JAKARTA - Kehadiran Polri di tengah bencana banjir Sumatera saat evakuasi korban, pengoperasian unit K-9, pendirian pos kesehatan, hingga pendistribusian logistik menunjukkan bahwa Polri tidak lagi membatasi tugas pada keamanan saja. Namun ikut mengisi celah-celah kritis dalam penanganan bencana ketika kapasitas daerah belum memadai.
‘’Di tengah situasi bencana yang kompleks, banjir bandang, longsor, serta terputusnya akses antarwilayah, Polri bergerak dengan pola yang menampilkan tiga elemen kunci,’’ujar Pendiri Haidar Alwi Institute (HAI), R Haidar Alwi, Selasa (9/12/2025).
‘’Yaitu kecepatan mobilisasi, efisiensi koordinasi, dan adaptasi fungsi kepolisian ke ranah kemanusiaan," lanjutnya.
Di sisi lain, kata diam bencana tersebut membuka kembali mata publik tentang faktor-faktor yang memperparah kerusakan, khususnya dugaan praktik pembalakan liar. Dalam konteks inilah langkah Polri melakukan penyelidikan dan penindakan terhadap illegal logging menjadi signifikan.

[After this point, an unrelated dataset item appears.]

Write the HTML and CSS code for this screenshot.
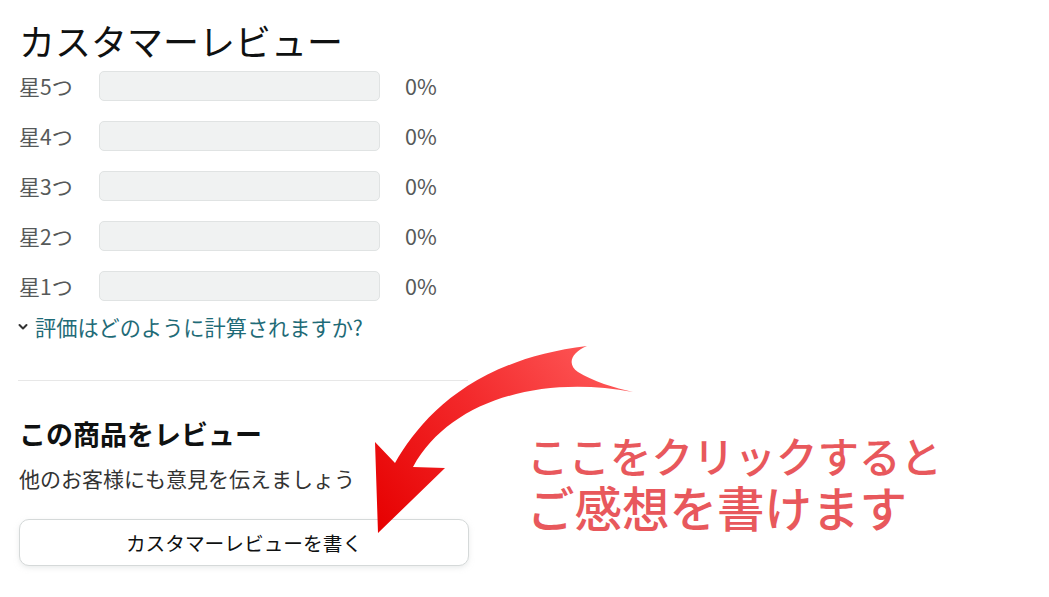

Wakil Ketua Dewan Pembina Ikatan Alumni ITB ini menjelaskan, media arus utama menyoroti bahwa temuan kayu-kayu gelondongan di lokasi banjir menjadi titik awal penyelidikan.
Tindakan ini diyakini menjadi cerminan bahwa Polri mulai memosisikan kejahatan lingkungan bukan lagi sebagai pelanggaran biasa, tetapi sebagai ancaman yang berdampak langsung terhadap keselamatan warga.
"Alih-alih hanya menindak pelaku saat ada laporan, Polri mencoba menghubungkan pola kejahatan lingkungan dengan risiko bencana, sehingga pendekatan hukum dapat diarahkan pada pencegahan kerusakan yang lebih besar," ujarnya.
Penindakan yang dilakukan mulai dari penangkapan pelaku, penyitaan kayu ilegal, hingga pengembangan jaringan distribusi kayu adalah bukti bahwa Polri mencoba mengungkap struktur ilegal logging, bukan sekadar menangkap pelaku lapangan.